TASK DETAILS:
Produce a word-for-word copy of the listing below without its pictures.

PROVIDED MATERIAL:

◆ ◆ ◆ ◆

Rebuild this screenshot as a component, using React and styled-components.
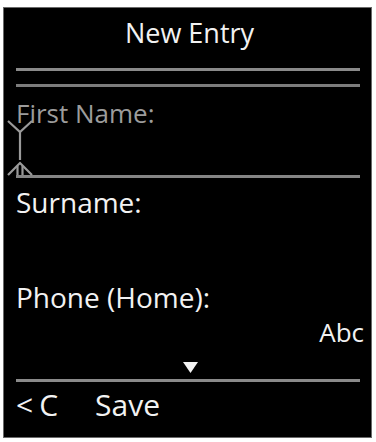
import React from 'react';
import styled, { createGlobalStyle } from 'styled-components';

const GlobalStyle = createGlobalStyle`
  html, body {
    margin: 0;
    padding: 0;
    background: #ffffff;
  }
  body {
    font-family: "Open Sans", "Noto Sans", sans-serif;
  }
`;

const Screen = styled.div`
  box-sizing: border-box;
  width: 369px;
  height: 431px;
  margin: 7px 0 0 3px;
  background: #000;
  border: 1px solid #6a6a6a;
  padding: 0 11px 0 12px;
  display: flex;
  flex-direction: column;
  color: #f2f2f2;
`;

const Header = styled.div`
  box-sizing: border-box;
  height: 60px;
  padding-top: 7px;
  text-align: center;
  font-size: 27px;
  line-height: 36px;
  padding-left: 3px;
`;

const Rule = styled.div`
  height: 3px;
  flex: none;
  background: ${p => p.$tone || '#8a8a8a'};
  margin-top: ${p => p.$gap || 0}px;
`;

const Field = styled.div`
  position: relative;
  box-sizing: border-box;
  height: 88px;
  padding-top: 10px;
`;

const Label = styled.div`
  font-size: ${p => p.$size || 28}px;
  line-height: ${p => p.$lh || 36}px;
  margin-top: ${p => p.$gap || 0}px;
  color: ${p => (p.$dim ? '#9c9c9c' : '#f2f2f2')};
  white-space: nowrap;
`;

const Cursor = styled.svg`
  position: absolute;
  left: -10px;
  top: 31px;
`;

const Mode = styled.div`
  font-size: 26px;
  line-height: 32px;
  margin-top: 1px;
  margin-right: -4px;
  text-align: right;
`;

const ArrowRow = styled.div`
  display: flex;
  justify-content: center;
  padding-left: 5px;
  margin-top: 14px;
  height: 11px;
`;

const Footer = styled.div`
  display: flex;
  align-items: baseline;
  margin-top: 3px;
  font-size: 30px;
  line-height: 40px;
`;

const Key = styled.span`
  margin-left: ${p => p.$gap || 0}px;
`;

export default function App() {
  return (
    <>
      <GlobalStyle />
      <Screen>
        <Header>New Entry</Header>
        <Rule />
        <Rule $gap={13} $tone="#7c7c7c" />
        <Field>
          <Label $dim $size={26} $lh={32}>First Name:</Label>
          <Cursor width="30" height="60" viewBox="0 0 30 60" fill="none" stroke="#9a9a9a" strokeWidth="2.2">
            <path d="M2 3 L14 14 L26 3" />
            <path d="M14 14 L14 42" />
            <path d="M2 57 L14 45 L26 57" />
            <path d="M11.5 48 L11.5 57 M16.5 48 L16.5 57" />
          </Cursor>
        </Field>
        <Rule $tone="#858585" />
        <Label $gap={6}>Surname:</Label>
        <Label $gap={59}>Phone (Home):</Label>
        <Mode>Abc</Mode>
        <ArrowRow>
          <svg width="15" height="11" viewBox="0 0 15 11">
            <path d="M0 0 H15 L7.5 11 Z" fill="#f2f2f2" />
          </svg>
        </ArrowRow>
        <Rule $gap={6} />
        <Footer>
          <Key>&lt;</Key>
          <Key $gap={6}>C</Key>
          <Key $gap={37}>Save</Key>
        </Footer>
      </Screen>
    </>
  );
}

◆ ◆ ◆ ◆

REPLY TO THE TASK:
Rebuild this screenshot as a component, using React and styled-components.
import React from 'react';
import styled, { createGlobalStyle } from 'styled-components';

const GlobalStyle = createGlobalStyle`
  html, body {
    margin: 0;
    padding: 0;
    background: #ffffff;
  }
  body {
    font-family: "Open Sans", "Noto Sans", sans-serif;
  }
`;

const Screen = styled.div`
  box-sizing: border-box;
  width: 369px;
  height: 431px;
  margin: 7px 0 0 3px;
  background: #000;
  border: 1px solid #6a6a6a;
  padding: 0 11px 0 12px;
  display: flex;
  flex-direction: column;
  color: #f2f2f2;
`;

const Header = styled.div`
  box-sizing: border-box;
  height: 60px;
  padding-top: 7px;
  text-align: center;
  font-size: 27px;
  line-height: 36px;
  padding-left: 3px;
`;

const Rule = styled.div`
  height: 3px;
  flex: none;
  background: ${p => p.$tone || '#8a8a8a'};
  margin-top: ${p => p.$gap || 0}px;
`;

const Field = styled.div`
  position: relative;
  box-sizing: border-box;
  height: 88px;
  padding-top: 10px;
`;

const Label = styled.div`
  font-size: ${p => p.$size || 28}px;
  line-height: ${p => p.$lh || 36}px;
  margin-top: ${p => p.$gap || 0}px;
  color: ${p => (p.$dim ? '#9c9c9c' : '#f2f2f2')};
  white-space: nowrap;
`;

const Cursor = styled.svg`
  position: absolute;
  left: -10px;
  top: 31px;
`;

const Mode = styled.div`
  font-size: 26px;
  line-height: 32px;
  margin-top: 1px;
  margin-right: -4px;
  text-align: right;
`;

const ArrowRow = styled.div`
  display: flex;
  justify-content: center;
  padding-left: 5px;
  margin-top: 14px;
  height: 11px;
`;

const Footer = styled.div`
  display: flex;
  align-items: baseline;
  margin-top: 3px;
  font-size: 30px;
  line-height: 40px;
`;

const Key = styled.span`
  margin-left: ${p => p.$gap || 0}px;
`;

export default function App() {
  return (
    <>
      <GlobalStyle />
      <Screen>
        <Header>New Entry</Header>
        <Rule />
        <Rule $gap={13} $tone="#7c7c7c" />
        <Field>
          <Label $dim $size={26} $lh={32}>First Name:</Label>
          <Cursor width="30" height="60" viewBox="0 0 30 60" fill="none" stroke="#9a9a9a" strokeWidth="2.2">
            <path d="M2 3 L14 14 L26 3" />
            <path d="M14 14 L14 42" />
            <path d="M2 57 L14 45 L26 57" />
            <path d="M11.5 48 L11.5 57 M16.5 48 L16.5 57" />
          </Cursor>
        </Field>
        <Rule $tone="#858585" />
        <Label $gap={6}>Surname:</Label>
        <Label $gap={59}>Phone (Home):</Label>
        <Mode>Abc</Mode>
        <ArrowRow>
          <svg width="15" height="11" viewBox="0 0 15 11">
            <path d="M0 0 H15 L7.5 11 Z" fill="#f2f2f2" />
          </svg>
        </ArrowRow>
        <Rule $gap={6} />
        <Footer>
          <Key>&lt;</Key>
          <Key $gap={6}>C</Key>
          <Key $gap={37}>Save</Key>
        </Footer>
      </Screen>
    </>
  );
}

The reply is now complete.